(Newswire.net — March 11, 2016) — As the tax deadline approaches, many businesses are scrambling to make the right choices as it pertains to claiming credits and deductions. And while your accountant will likely catch most of the savings, make sure everyone is aware of Section 179 of the IRS tax code, which has been extended for tax year 2015.
What is Section 179?
Section 179 of the IRS tax code essentially allows small businesses to write off the entire expense of certain equipment and software that is purchased within a specific tax year. The write off comes in the form of a deduction from your gross income.
While this may not sound like a groundbreaking opportunity – since equipment can always be deducted – the key is that businesses can deduct the entire amount in a single tax year.
“Usually, when your business buys a piece of equipment, you can only write off a portion of the cost of that equipment each year for a certain number of years,” points out Kenney Machinery, whose customers frequently leverage Section 179 when purchasing turf equipment from them. “However, in an effort to encourage businesses to buy more equipment and thus stimulate the economy, the government is allowing small and medium sized businesses to write off the entire cost of certain types of equipment.”
Rules and Restrictions
As with any tax code, there are certain rules and restrictions in play. For tax year 2015, the most you can deduct is $500,000. And any business that has purchased or leased less than $2 million of new or used equipment can qualify.
There’s also the matter of qualifying equipment. According to Section179.org, qualifying property includes machines, business vehicles with a gross vehicle weight of more than 6,000 pounds, computers, office furniture, office equipment, property attached to a building, and other similar items.
The key is to act swiftly, Section 179 can change from year to year – and has even been known to change mid-year. In other words, it’s beneficial to take advantage of this deduction as soon as possible. The longer you wait, the more you risk losing out on this flexibility.
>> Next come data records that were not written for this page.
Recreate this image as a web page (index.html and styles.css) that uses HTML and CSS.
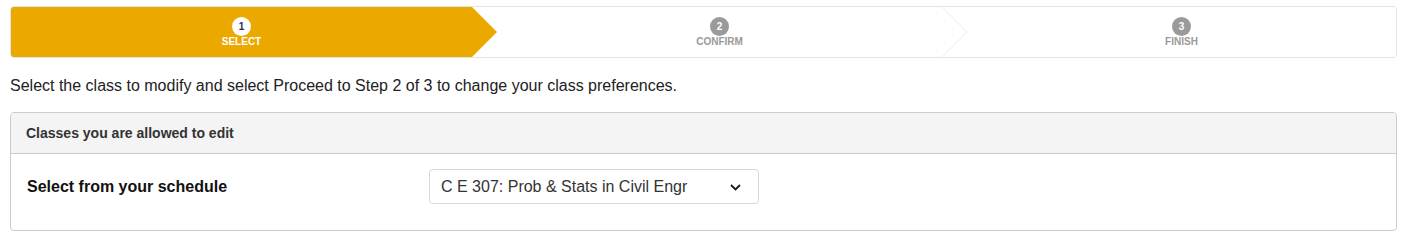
FILE: index.html
```html
<!DOCTYPE html>
<html lang="en">
<head>
<meta charset="utf-8">
<title>Modify class</title>
<link rel="stylesheet" href="styles.css">
</head>
<body>
<div class="page">
  <ol class="steps">
    <li class="step step-active">
      <span class="step-num">1</span>
      <span class="step-label">SELECT</span>
      <svg class="step-arrow" width="25" height="50" viewBox="0 0 25 50"><polygon points="0,0 25,25 0,50" fill="#eba900"/></svg>
    </li>
    <li class="step step-next">
      <span class="step-num">2</span>
      <span class="step-label">CONFIRM</span>
      <svg class="step-arrow" width="26" height="50" viewBox="0 0 26 50"><polygon points="0,0 25,25 0,50" fill="#fff"/><polyline points="0,0 25,25 0,50" fill="none" stroke="#ececec" stroke-width="1"/></svg>
    </li>
    <li class="step step-next">
      <span class="step-num">3</span>
      <span class="step-label">FINISH</span>
    </li>
  </ol>

  <p class="intro">Select the class to modify and select Proceed to Step 2 of 3 to change your class preferences.</p>

  <section class="panel">
    <header class="panel-head">Classes you are allowed to edit</header>
    <div class="panel-body">
      <label class="field-label">Select from your schedule</label>
      <div class="select-box">
        <span class="select-text">C E 307: Prob &amp; Stats in Civil Engr</span>
        <svg class="chev" width="11" height="7" viewBox="0 0 11 7"><polyline points="1,1 5.5,5.5 10,1" fill="none" stroke="#1b1b1b" stroke-width="1.8"/></svg>
      </div>
    </div>
  </section>
</div>
</body>
</html>
```

FILE: styles.css
```css
* { box-sizing: border-box; }

html, body {
  margin: 0;
  padding: 0;
  background: #fff;
}

body {
  font-family: "Liberation Sans", Arial, sans-serif;
  color: #222;
}

.page {
  padding: 6px 15px 0 10px;
}

.steps {
  list-style: none;
  margin: 0;
  padding: 0;
  display: grid;
  grid-template-columns: 461px 470px 1fr;
  height: 52px;
  border: 1px solid #e3e3e3;
  border-radius: 4px;
}

.step {
  position: relative;
  display: flex;
  flex-direction: column;
  align-items: center;
  justify-content: center;
  height: 50px;
}

.step-active {
  background: #eba900;
  border-radius: 3px 0 0 3px;
}

.step-next {
  padding-left: 25px;
}

.step-arrow {
  position: absolute;
  top: 0;
  right: -25px;
  z-index: 1;
  display: block;
}

.step-next .step-arrow {
  right: -26px;
}

.step-num {
  width: 19px;
  height: 19px;
  border-radius: 50%;
  font-size: 10px;
  font-weight: bold;
  line-height: 19px;
  text-align: center;
  background: #9a9a9a;
  color: #fff;
}

.step-active .step-num {
  background: #fff;
  color: #1d2b5c;
}

.step-label {
  font-size: 10px;
  font-weight: bold;
  line-height: 10px;
  margin-top: 1px;
  color: #9a9a9a;
}

.step-active .step-label {
  color: #fff;
}

.intro {
  margin: 18px 0 16px;
  font-size: 16px;
  line-height: 20px;
  color: #222;
}

.panel {
  border: 1px solid #cbcbcb;
  border-radius: 4px;
  overflow: hidden;
}

.panel-head {
  height: 41px;
  background: #f4f4f4;
  border-bottom: 1px solid #cbcbcb;
  padding: 0 15px;
  display: flex;
  align-items: center;
  font-size: 14px;
  font-weight: bold;
  color: #333;
}

.panel-body {
  display: grid;
  grid-template-columns: 402px 330px;
  align-items: center;
  padding: 15px 16px 26px;
}

.field-label {
  font-size: 16px;
  font-weight: bold;
  color: #111;
}

.select-box {
  height: 35px;
  border: 1px solid #d9d9d9;
  border-radius: 4px;
  display: flex;
  align-items: center;
  justify-content: space-between;
  padding: 0 17px 0 11px;
  font-size: 16px;
  color: #333;
}

.chev {
  display: block;
  margin-top: 1px;
}
```
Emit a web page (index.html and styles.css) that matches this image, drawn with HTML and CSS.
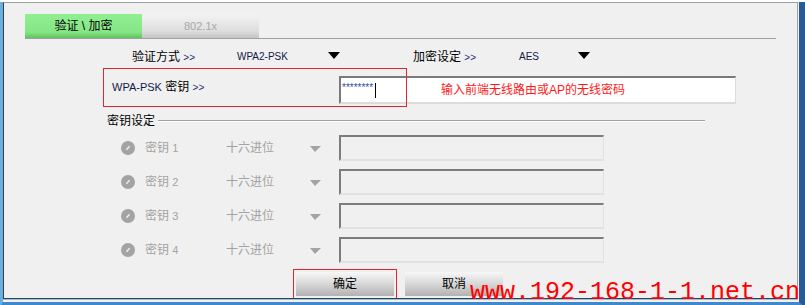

“Experts believe that, eventually, the bonus depreciation may be done away with,” says one industry insider, “but until then it will continue to energize those who are trying to revitalize their brands, start a new chapter in their lives, and enter into an extremely high-risk market without gambling everything they have away.”
Big Savings are Waiting for You
While the thought of another tax deduction may not sound “sexy” to you, think about it in terms of savings. In this infographic, they lay out a sample Section 179 tax deduction scenario to show small business owners just how important it is to claim this benefit.
In the example, the equipment cost is $750,000, the Section 179 deduction is $500,000, the bonus depreciation is $125,000, and the first year deduction is $650,000. As a result, the cash savings in the 35 percent tax bracket would come to $227,500. This brings the cost of the equipment after tax savings all the way down to $522, 500 – or a whopping 30 percent off.
Maximize Your Tax Savings
As a small business owner, there’s a lot to think about during tax season. And while it’s fine to leave out certain minor deductions, Section 179 is not a deduction you want to forget about. If you’re eligible for this tax break, you could potentially save hundreds of thousands of dollars.
Before finalizing your taxes, make sure you and your accountant have discussed this option and maximized your tax savings. It can significantly lower your tax burden and provide the extra boost your company needs to thrive in 2016.